Vertegenwoordiging van de patiënt

De wet bevat een apart hoofdstuk over de patiënten die vertegenwoordigd moeten worden: de minderjarige, de verlengd minderjarige en de onbekwaamverklaarde.

De minderjarige patiënt

De ouders of de voogd oefenen de patiëntenrechten uit. De minderjarige wordt betrokken bij de uitoefening van zijn rechten, rekening houdend met zijn leeftijd en maturiteit. Het is dus niet omdat iemand jonger is dan 18 jaar dat hij niets te zeggen heeft over zichzelf. De mate waarin hij mee mag beslissen hangt af van zijn leeftijd en maturiteit. De zorgverstrekker bekijkt de situatie geval per geval.

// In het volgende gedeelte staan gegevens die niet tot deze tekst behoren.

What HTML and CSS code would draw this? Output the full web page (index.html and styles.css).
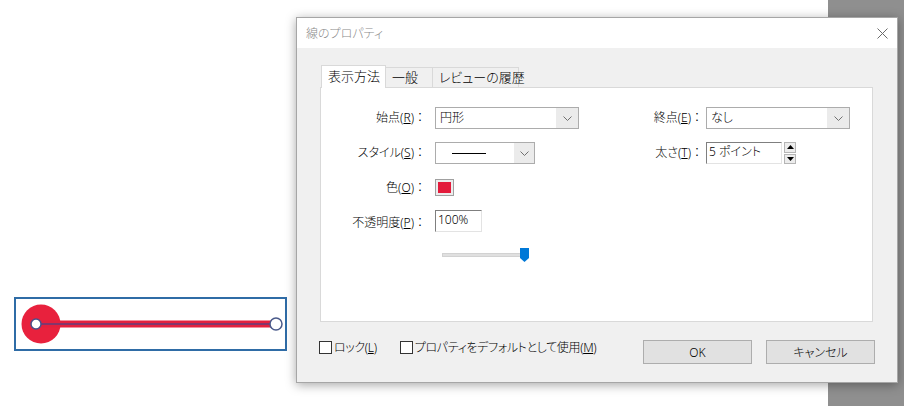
FILE: index.html
```html
<!DOCTYPE html>
<html lang="ja">
<head>
<meta charset="utf-8">
<title>線のプロパティ</title>
<link rel="stylesheet" href="styles.css">
</head>
<body>
<div class="desktop">
  <div class="document">
    <div class="annotation">
      <svg width="269" height="50" viewBox="0 0 269 50">
        <circle cx="25" cy="25" r="19.5" fill="#e8213d"/>
        <line x1="25" y1="25" x2="260" y2="25" stroke="#e3203e" stroke-width="7"/>
        <line x1="20" y1="25" x2="260" y2="25" stroke="#5a3f80" stroke-width="2.2" opacity="0.7"/>
        <circle cx="20" cy="25" r="5" fill="#fff" stroke="#4a4f8a" stroke-width="1.5"/>
        <circle cx="260" cy="25" r="6" fill="#fff" stroke="#4a5a8a" stroke-width="1.5"/>
      </svg>
    </div>
  </div>
  <div class="gutter"></div>

  <div class="dialog">
    <div class="titlebar">
      <span class="title">線のプロパティ</span>
      <svg class="close" width="11" height="11" viewBox="0 0 11 11"><path d="M0.5 0.5 L10.5 10.5 M10.5 0.5 L0.5 10.5" stroke="#6b6b6b" stroke-width="1" fill="none"/></svg>
    </div>
    <div class="dlg-body">
      <div class="tabs">
        <div class="tab active t1">表示方法</div>
        <div class="tab t2">一般</div>
        <div class="tab t3">レビューの履歴</div>
      </div>
      <div class="panel">
        <div class="form">
          <div class="lbl">始点(<u>R</u>)<span class="colon">：</span></div>
          <div class="select w144">
            <span class="val">円形</span>
            <span class="arrow"><svg width="9" height="5" viewBox="0 0 9 5"><polyline points="0.5,0.5 4.5,4.5 8.5,0.5" fill="none" stroke="#707070" stroke-width="1"/></svg></span>
          </div>
          <div class="lbl r">終点(<u>E</u>)<span class="colon">：</span></div>
          <div class="select w144">
            <span class="val">なし</span>
            <span class="arrow"><svg width="9" height="5" viewBox="0 0 9 5"><polyline points="0.5,0.5 4.5,4.5 8.5,0.5" fill="none" stroke="#707070" stroke-width="1"/></svg></span>
          </div>

          <div class="lbl">スタイル(<u>S</u>)<span class="colon">：</span></div>
          <div class="select w100">
            <span class="val line-val"><span class="dash"></span></span>
            <span class="arrow narrow"><svg width="9" height="5" viewBox="0 0 9 5"><polyline points="0.5,0.5 4.5,4.5 8.5,0.5" fill="none" stroke="#707070" stroke-width="1"/></svg></span>
          </div>
          <div class="lbl r">太さ(<u>T</u>)<span class="colon">：</span></div>
          <div class="spin-field">
            <div class="textbox w76">5 ポイント</div>
            <div class="spinner">
              <span class="spin-btn"><svg width="7" height="4" viewBox="0 0 7 4"><polygon points="0,4 7,4 3.5,0" fill="#000"/></svg></span>
              <span class="spin-btn"><svg width="7" height="4" viewBox="0 0 7 4"><polygon points="0,0 7,0 3.5,4" fill="#000"/></svg></span>
            </div>
          </div>

          <div class="lbl c">色(<u>O</u>)<span class="colon">：</span></div>
          <div class="swatch"><span class="swatch-color"></span></div>
          <div></div>
          <div></div>

          <div class="lbl o">不透明度(<u>P</u>)<span class="colon">：</span></div>
          <div class="textbox w47">100%</div>
          <div></div>
          <div></div>

          <div></div>
          <div class="slider">
            <span class="track"></span>
            <svg class="thumb" width="9" height="14" viewBox="0 0 9 14"><path d="M0 0 H9 V10 L4.5 14 L0 10 Z" fill="#0078d7"/></svg>
          </div>
        </div>
      </div>
      <div class="footer">
        <div class="check first"><span class="box"></span>ロック(<u>L</u>)</div>
        <div class="check"><span class="box"></span>プロパティをデフォルトとして使用(<u>M</u>)</div>
        <div class="buttons">
          <button class="btn" type="button">OK</button>
          <button class="btn" type="button">キャンセル</button>
        </div>
      </div>
    </div>
  </div>
</div>
</body>
</html>
```
FILE: styles.css
```css
* { box-sizing: border-box; }
html, body { margin: 0; padding: 0; }
body {
  width: 904px;
  height: 406px;
  overflow: hidden;
  font-family: "Noto Sans", "Noto Sans CJK JP", sans-serif;
  font-size: 12px;
  font-weight: 300;
  color: #000;
  font-feature-settings: "palt";
}
u { text-underline-offset: 1px; }

.desktop { position: relative; display: flex; width: 904px; height: 406px; }
.document { flex: 1; background: #fff; position: relative; }
.gutter { width: 76px; background: #8f8f8f; }

.annotation {
  position: absolute;
  left: 14px;
  top: 297px;
  width: 273px;
  height: 54px;
  border: 2px solid #2f6ca6;
  background: #fff;
}
.annotation svg { display: block; }

.dialog {
  position: absolute;
  left: 296px;
  top: 17px;
  width: 602px;
  height: 366px;
  border: 1px solid #a6a6a6;
  background: #f0f0f0;
  box-shadow: 0 2px 10px rgba(0,0,0,0.35);
  display: flex;
  flex-direction: column;
}
.titlebar {
  height: 30px;
  background: #fff;
  display: flex;
  align-items: center;
  padding: 0 9px;
}
.title { color: #8a8a8a; font-size: 12px; }
.close { margin-left: auto; display: block; }

.dlg-body {
  flex: 1;
  padding: 17px 24px 0 23px;
  display: flex;
  flex-direction: column;
}
.tabs {
  display: flex;
  align-items: flex-end;
  height: 22px;
  margin-left: 1px;
  position: relative;
  z-index: 1;
}
.tab {
  height: 20px;
  padding-left: 6px;
  border: 1px solid #d9d9d9;
  border-bottom: none;
  background: #f0f0f0;
  font-size: 13px;
  line-height: 18px;
  white-space: nowrap;
}
.tab + .tab { border-left: none; }
.tab.active {
  height: 23px;
  margin-bottom: -1px;
  background: #fff;
  line-height: 21px;
}
.t1 { width: 65px; }
.t2 { width: 47px; }
.t3 { width: 86px; }

.panel {
  height: 235px;
  background: #fff;
  border: 1px solid #d9d9d9;
}
.form {
  display: grid;
  grid-template-columns: 114px 157px 114px 1fr;
  grid-template-rows: 35px 37px 31px 38px 14px;
  padding-top: 19px;
  align-items: start;
}
.lbl {
  text-align: right;
  padding-right: 9px;
  line-height: 22px;
  white-space: nowrap;
}
.lbl.r { padding-right: 3px; }
.lbl.c { line-height: 17px; }
.lbl.o { padding-top: 2px; }
.colon { display: inline-block; width: 12px; text-align: center; }

.select {
  display: flex;
  height: 22px;
  border: 1px solid #acacac;
  background: #fff;
}
.w144 { width: 144px; }
.w100 { width: 100px; }
.select .val { flex: 1; padding-left: 4px; line-height: 20px; }
.select .arrow {
  width: 22px;
  background: #ebebeb;
  display: flex;
  align-items: center;
  justify-content: center;
}
.select .arrow.narrow { width: 20px; }
.line-val { display: flex; align-items: center; padding-left: 16px !important; }
.dash { display: block; width: 34px; height: 1px; background: #000; }

.textbox {
  height: 22px;
  border: 1px solid;
  border-color: #7f7f7f #e3e3e3 #e3e3e3 #7f7f7f;
  background: #fff;
  padding-left: 2px;
  line-height: 18px;
  white-space: nowrap;
}
.w76 { width: 76px; }
.w47 { width: 47px; }

.spin-field { display: flex; align-items: flex-start; }
.spinner {
  display: flex;
  flex-direction: column;
  gap: 1px;
  margin-left: 2px;
  width: 12px;
  height: 22px;
}
.spin-btn {
  flex: 1;
  border: 1px solid #b5b5b5;
  background: #ececec;
  display: flex;
  align-items: center;
  justify-content: center;
}
.spin-btn svg { display: block; }

.swatch {
  width: 19px;
  height: 17px;
  border: 1px solid #a0a0a0;
  background: #ececec;
  padding: 2px;
}
.swatch-color { display: block; width: 100%; height: 100%; background: #e31b3b; }

.slider {
  display: flex;
  align-items: center;
  height: 14px;
  margin-left: 7px;
}
.track { display: block; width: 83px; height: 4px; background: #e0e0e0; border: 1px solid #d2d2d2; }
.thumb { display: block; margin-left: -5px; }

.footer {
  display: flex;
  align-items: flex-start;
  margin-top: 18px;
}
.check {
  display: flex;
  align-items: center;
  margin-top: 1px;
  line-height: 13px;
  margin-right: 23px;
  white-space: nowrap;
  letter-spacing: -0.35px;
}
.check.first { margin-left: -1px; }
.check .box {
  width: 13px;
  height: 13px;
  border: 1px solid #333;
  background: #fff;
  margin-right: 2px;
}
.buttons {
  margin-left: auto;
  display: flex;
  gap: 14px;
  margin-right: -2px;
}
.btn {
  width: 109px;
  height: 24px;
  border: 1px solid #adadad;
  background: #e1e1e1;
  font-family: inherit;
  font-size: 12px;
  font-weight: 300;
  color: #000;
  padding: 0;
  font-feature-settings: "palt";
}
```
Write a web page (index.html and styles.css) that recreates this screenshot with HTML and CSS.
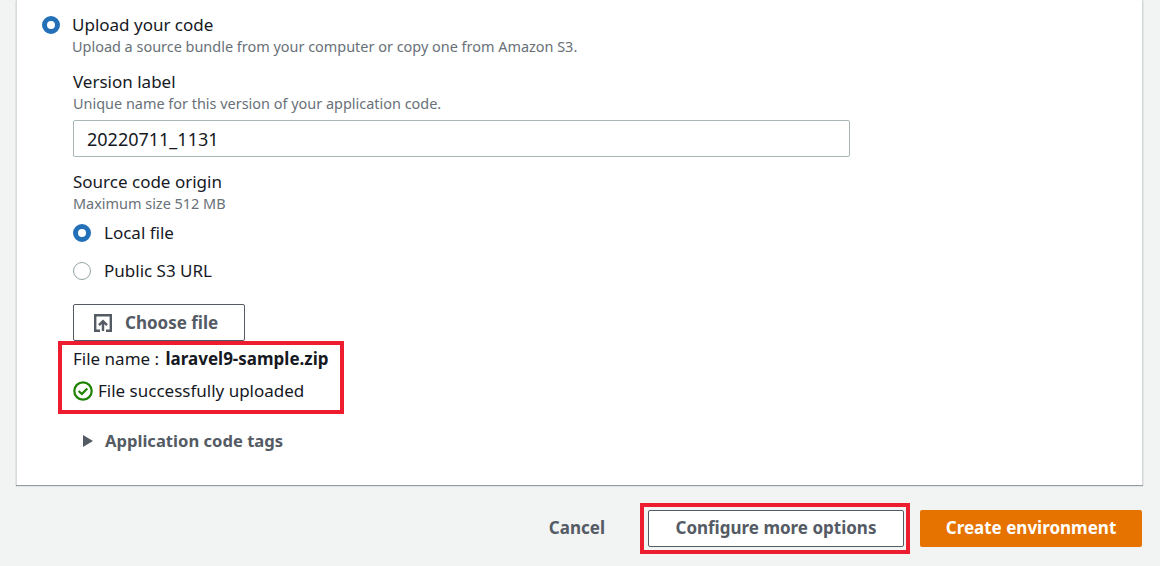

Verlengd minderjarig of onbekwaam verklaard

‘Verlengd minderjarigen’ is de juridische term voor mensen die omwille van een mentale handicap een ‘juridische leeftijd’ hebben van minder dan 15 jaar. Ook meerderjarigen kunnen verlengd minderjarig worden verklaard, als blijkt dat zij tijdens hun minderjarigheid al deze mentale handicap hadden. Hun ouders of voogd oefenen de gezondheidsrechten uit. Dat geldt ook voor onbekwaamverklaarden (meerderjarigen die omwille van hun geestelijke toestand niet meer handelingsbekwaam worden geacht, bv. na een ongeval of dementie). Afhankelijk van de mate waarin de patiënt zijn toestand begrijpt, kan hij mee beslissen.

Feitelijk onbekwaam

Naast de ‘juridische categorieën’ van personen die zelf hun rechten niet kunnen uitoefenen, zijn er ook mensen die juridisch wel handelingsbekwaam zijn, maar in de praktijk niet. Ook deze personen hebben het recht zich te laten vertegenwoordigen maar de wet stippelt daar een strikte procedure voor uit.

De toestemming van de patiënt moet op papier staan, met zijn handtekening. Is hij fysiek daartoe niet in staat, dan gebeurt dat door een notaris. Dit geschrift moet een datum vermelden.

De vertegenwoordiging kan tijdelijk zijn.

De vertegenwoordiger is bevoegd om alle rechten van de patiënt uit te oefenen.

Hij heeft dus inzage in het dossier, tenzij de arts dit weigert om de privacy van de patiënt te beschermen.

Heeft de patiënt geen vertegenwoordiger aangeduid, dan worden de rechten uitgeoefend door ofwel de samenwonende echtgenoot of partner, een meerderjarig kind, een ouder, een meerderjarige broer of zus. Weigeren al deze personen, dan zullen de zorgverstrekkers de belangen van de patiënt behartigen.

De wet bepaalt dat de zorgverstrekker in één geval mag afwijken van de beslissing van de vertegenwoordiger, namelijk: ‘in het belang van de patiënt en enkel om een bedreiging van zijn leven of een ernstige aantasting van zijn gezondheid af te wenden’. Dat mag alleen gebeuren als de vertegenwoordiger niet de uitdrukkelijke wil van de patiënt kan aantonen.